*Records for the task:*
· · · · ·
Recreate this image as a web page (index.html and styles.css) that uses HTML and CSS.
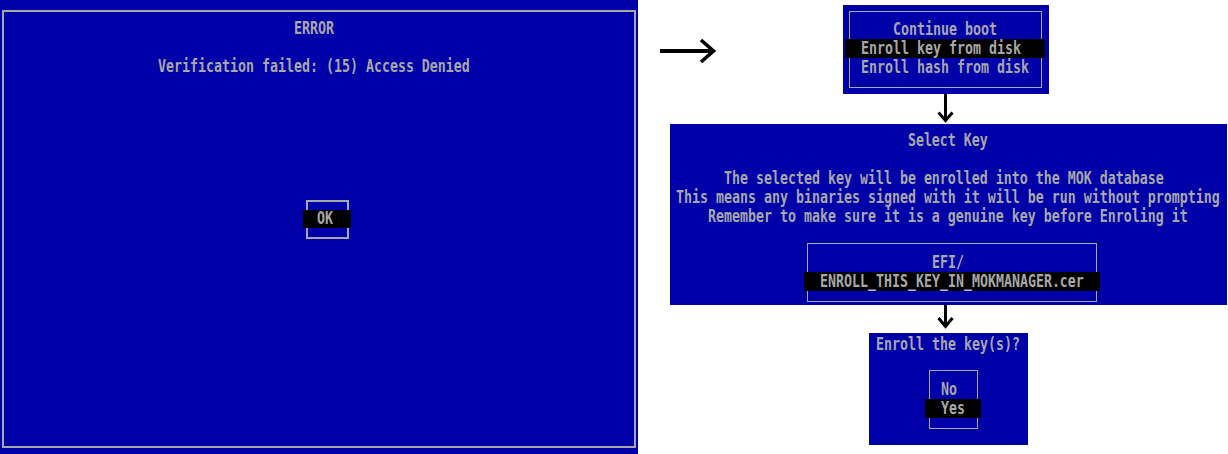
FILE: index.html
```html
<!DOCTYPE html>
<html>
<head>
<meta charset="utf-8">
<title>MokManager</title>
<link rel="stylesheet" href="styles.css">
</head>
<body>
<div class="page">
  <section class="screen blue">
    <div class="screen-frame">
      <div class="msg">
        <div class="line"><span class="t">                 ERROR</span></div>
        <div class="line"></div>
        <div class="line"><span class="t">Verification failed: (15) Access Denied</span></div>
      </div>
      <div class="ok-box">
        <div class="ok-sel sel"><span class="t">OK</span></div>
      </div>
    </div>
  </section>

  <div class="flow">
    <div class="top-row">
      <svg class="arrow-right" width="58" height="26" viewBox="0 0 58 26">
        <path d="M1 13H54" stroke="#000" stroke-width="4" fill="none"/>
        <path d="M42 2L54.5 13L42 24" stroke="#000" stroke-width="3.6" fill="none"/>
      </svg>
      <div class="menu blue">
        <div class="menu-frame">
          <div class="line row-m"><span class="t">      Continue boot</span></div>
          <div class="line row-m sel"><span class="t">  Enroll key from disk</span></div>
          <div class="line row-m"><span class="t">  Enroll hash from disk</span></div>
        </div>
      </div>
    </div>

    <svg class="arrow-down down-1" width="17" height="30" viewBox="0 0 17 30">
      <path d="M8.5 0V26" stroke="#000" stroke-width="3" fill="none"/>
      <path d="M1.5 18.5L8.5 26.5L15.5 18.5" stroke="#000" stroke-width="3" fill="none"/>
    </svg>

    <div class="select blue">
      <div class="line"><span class="t">                             Select Key</span></div>
      <div class="line"></div>
      <div class="line"><span class="t">      The selected key will be enrolled into the MOK database</span></div>
      <div class="line"><span class="t">This means any binaries signed with it will be run without prompting</span></div>
      <div class="line"><span class="t">    Remember to make sure it is a genuine key before Enroling it</span></div>
      <div class="file-frame">
        <div class="line row-f"><span class="t">                EFI/</span></div>
        <div class="line row-f sel"><span class="t">  ENROLL_THIS_KEY_IN_MOKMANAGER.cer</span></div>
      </div>
    </div>

    <svg class="arrow-down down-2" width="17" height="28" viewBox="0 0 17 28">
      <path d="M8.5 0V21" stroke="#000" stroke-width="3" fill="none"/>
      <path d="M1.5 13L8.5 21.5L15.5 13" stroke="#000" stroke-width="3" fill="none"/>
    </svg>

    <div class="confirm blue">
      <div class="line"><span class="t">Enroll the key(s)?</span></div>
      <div class="confirm-frame">
        <div class="line row-c"><span class="t">  No</span></div>
        <div class="line row-c sel"><span class="t">  Yes</span></div>
      </div>
    </div>
  </div>
</div>
</body>
</html>
```

FILE: styles.css
```css
* {
  box-sizing: border-box;
}

html,
body {
  margin: 0;
  padding: 0;
  background: #ffffff;
}

body {
  width: 1228px;
  height: 454px;
  overflow: hidden;
  font-family: "DejaVu Sans Mono", "Liberation Mono", monospace;
  font-size: 13.29px;
  font-weight: bold;
  color: #a8a8a8;
}

.page {
  display: flex;
  align-items: flex-start;
  height: 454px;
}

.blue {
  background: #0000a8;
}

.sel {
  background: #000000;
}

.line {
  height: 19px;
  line-height: 19px;
  white-space: pre;
}

.t {
  display: inline-block;
  transform: scaleY(1.3);
}

/* left error screen */
.screen {
  flex: none;
  width: 638px;
  height: 454px;
  padding: 10px 0 0 2px;
}

.screen-frame {
  width: 634px;
  height: 438px;
  border: 2px solid #a8a8a8;
  padding-top: 7px;
}

.msg {
  padding-left: 154px;
}

.ok-box {
  margin: 124px 0 0 302px;
  width: 43px;
  height: 39px;
  border: 2px solid #a8a8a8;
  padding-top: 8px;
}

.ok-sel {
  margin-left: -5px;
  width: 48px;
  height: 18px;
  line-height: 18px;
  padding-left: 14px;
  white-space: pre;
}

/* right flow */
.flow {
  flex: none;
  width: 590px;
  display: flex;
  flex-direction: column;
  align-items: flex-start;
}

.top-row {
  display: flex;
  align-items: flex-start;
}

.arrow-right {
  display: block;
  margin: 38px 0 0 21px;
}

.menu {
  margin: 5px 0 0 126px;
  width: 206px;
  height: 89px;
  padding: 6px 7px 6px 6px;
}

.menu-frame {
  width: 193px;
  border: 1px solid #a8a8a8;
  padding: 8px 0 10px;
}

.row-m {
  margin: 0 -4px 0 -5px;
}

.arrow-down {
  display: block;
  margin-left: 299px;
}

.select {
  margin-left: 32px;
  width: 557px;
  height: 181px;
  padding: 7px 0 0 6px;
}

.file-frame {
  margin: 17px 0 0 131px;
  width: 290px;
  border: 1px solid #a8a8a8;
  padding: 9px 0 10px;
}

.row-f {
  margin: 0 -4px;
}

.confirm {
  margin-left: 231px;
  width: 159px;
  height: 112px;
  padding: 2px 0 0 7px;
}

.confirm-frame {
  margin: 16px 0 0 53px;
  width: 49px;
  border: 1px solid #a8a8a8;
  padding: 9px 0 10px;
}

.row-c {
  margin: 0 -4px 0 -5px;
}
```
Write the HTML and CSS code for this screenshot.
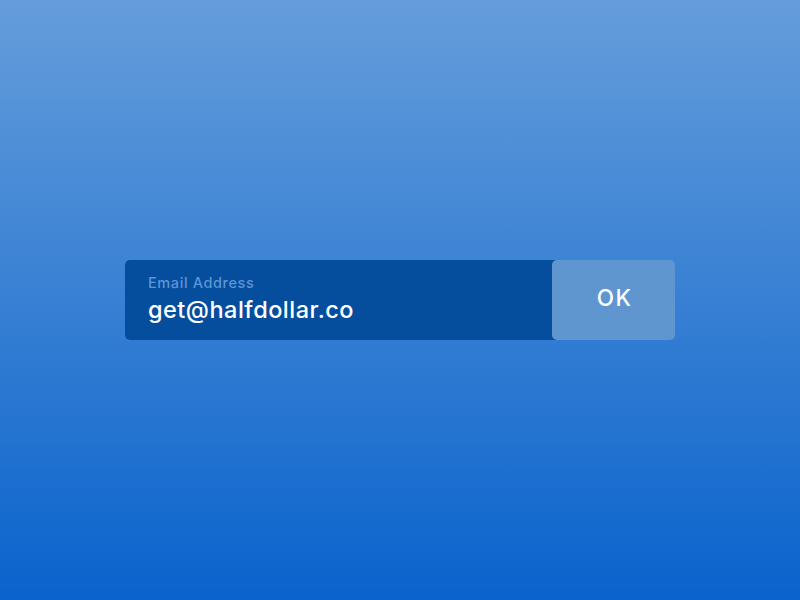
· · · · ·
*The problem:*
The records above are to be restated exactly, without their pictures.

*Solved problem:*
Recreate this image as a web page (index.html and styles.css) that uses HTML and CSS.
FILE: index.html
```html
<!DOCTYPE html>
<html>
<head>
<meta charset="utf-8">
<title>MokManager</title>
<link rel="stylesheet" href="styles.css">
</head>
<body>
<div class="page">
  <section class="screen blue">
    <div class="screen-frame">
      <div class="msg">
        <div class="line"><span class="t">                 ERROR</span></div>
        <div class="line"></div>
        <div class="line"><span class="t">Verification failed: (15) Access Denied</span></div>
      </div>
      <div class="ok-box">
        <div class="ok-sel sel"><span class="t">OK</span></div>
      </div>
    </div>
  </section>

  <div class="flow">
    <div class="top-row">
      <svg class="arrow-right" width="58" height="26" viewBox="0 0 58 26">
        <path d="M1 13H54" stroke="#000" stroke-width="4" fill="none"/>
        <path d="M42 2L54.5 13L42 24" stroke="#000" stroke-width="3.6" fill="none"/>
      </svg>
      <div class="menu blue">
        <div class="menu-frame">
          <div class="line row-m"><span class="t">      Continue boot</span></div>
          <div class="line row-m sel"><span class="t">  Enroll key from disk</span></div>
          <div class="line row-m"><span class="t">  Enroll hash from disk</span></div>
        </div>
      </div>
    </div>

    <svg class="arrow-down down-1" width="17" height="30" viewBox="0 0 17 30">
      <path d="M8.5 0V26" stroke="#000" stroke-width="3" fill="none"/>
      <path d="M1.5 18.5L8.5 26.5L15.5 18.5" stroke="#000" stroke-width="3" fill="none"/>
    </svg>

    <div class="select blue">
      <div class="line"><span class="t">                             Select Key</span></div>
      <div class="line"></div>
      <div class="line"><span class="t">      The selected key will be enrolled into the MOK database</span></div>
      <div class="line"><span class="t">This means any binaries signed with it will be run without prompting</span></div>
      <div class="line"><span class="t">    Remember to make sure it is a genuine key before Enroling it</span></div>
      <div class="file-frame">
        <div class="line row-f"><span class="t">                EFI/</span></div>
        <div class="line row-f sel"><span class="t">  ENROLL_THIS_KEY_IN_MOKMANAGER.cer</span></div>
      </div>
    </div>

    <svg class="arrow-down down-2" width="17" height="28" viewBox="0 0 17 28">
      <path d="M8.5 0V21" stroke="#000" stroke-width="3" fill="none"/>
      <path d="M1.5 13L8.5 21.5L15.5 13" stroke="#000" stroke-width="3" fill="none"/>
    </svg>

    <div class="confirm blue">
      <div class="line"><span class="t">Enroll the key(s)?</span></div>
      <div class="confirm-frame">
        <div class="line row-c"><span class="t">  No</span></div>
        <div class="line row-c sel"><span class="t">  Yes</span></div>
      </div>
    </div>
  </div>
</div>
</body>
</html>
```

FILE: styles.css
```css
* {
  box-sizing: border-box;
}

html,
body {
  margin: 0;
  padding: 0;
  background: #ffffff;
}

body {
  width: 1228px;
  height: 454px;
  overflow: hidden;
  font-family: "DejaVu Sans Mono", "Liberation Mono", monospace;
  font-size: 13.29px;
  font-weight: bold;
  color: #a8a8a8;
}

.page {
  display: flex;
  align-items: flex-start;
  height: 454px;
}

.blue {
  background: #0000a8;
}

.sel {
  background: #000000;
}

.line {
  height: 19px;
  line-height: 19px;
  white-space: pre;
}

.t {
  display: inline-block;
  transform: scaleY(1.3);
}

/* left error screen */
.screen {
  flex: none;
  width: 638px;
  height: 454px;
  padding: 10px 0 0 2px;
}

.screen-frame {
  width: 634px;
  height: 438px;
  border: 2px solid #a8a8a8;
  padding-top: 7px;
}

.msg {
  padding-left: 154px;
}

.ok-box {
  margin: 124px 0 0 302px;
  width: 43px;
  height: 39px;
  border: 2px solid #a8a8a8;
  padding-top: 8px;
}

.ok-sel {
  margin-left: -5px;
  width: 48px;
  height: 18px;
  line-height: 18px;
  padding-left: 14px;
  white-space: pre;
}

/* right flow */
.flow {
  flex: none;
  width: 590px;
  display: flex;
  flex-direction: column;
  align-items: flex-start;
}

.top-row {
  display: flex;
  align-items: flex-start;
}

.arrow-right {
  display: block;
  margin: 38px 0 0 21px;
}

.menu {
  margin: 5px 0 0 126px;
  width: 206px;
  height: 89px;
  padding: 6px 7px 6px 6px;
}

.menu-frame {
  width: 193px;
  border: 1px solid #a8a8a8;
  padding: 8px 0 10px;
}

.row-m {
  margin: 0 -4px 0 -5px;
}

.arrow-down {
  display: block;
  margin-left: 299px;
}

.select {
  margin-left: 32px;
  width: 557px;
  height: 181px;
  padding: 7px 0 0 6px;
}

.file-frame {
  margin: 17px 0 0 131px;
  width: 290px;
  border: 1px solid #a8a8a8;
  padding: 9px 0 10px;
}

.row-f {
  margin: 0 -4px;
}

.confirm {
  margin-left: 231px;
  width: 159px;
  height: 112px;
  padding: 2px 0 0 7px;
}

.confirm-frame {
  margin: 16px 0 0 53px;
  width: 49px;
  border: 1px solid #a8a8a8;
  padding: 9px 0 10px;
}

.row-c {
  margin: 0 -4px 0 -5px;
}
```
Write the HTML and CSS code for this screenshot.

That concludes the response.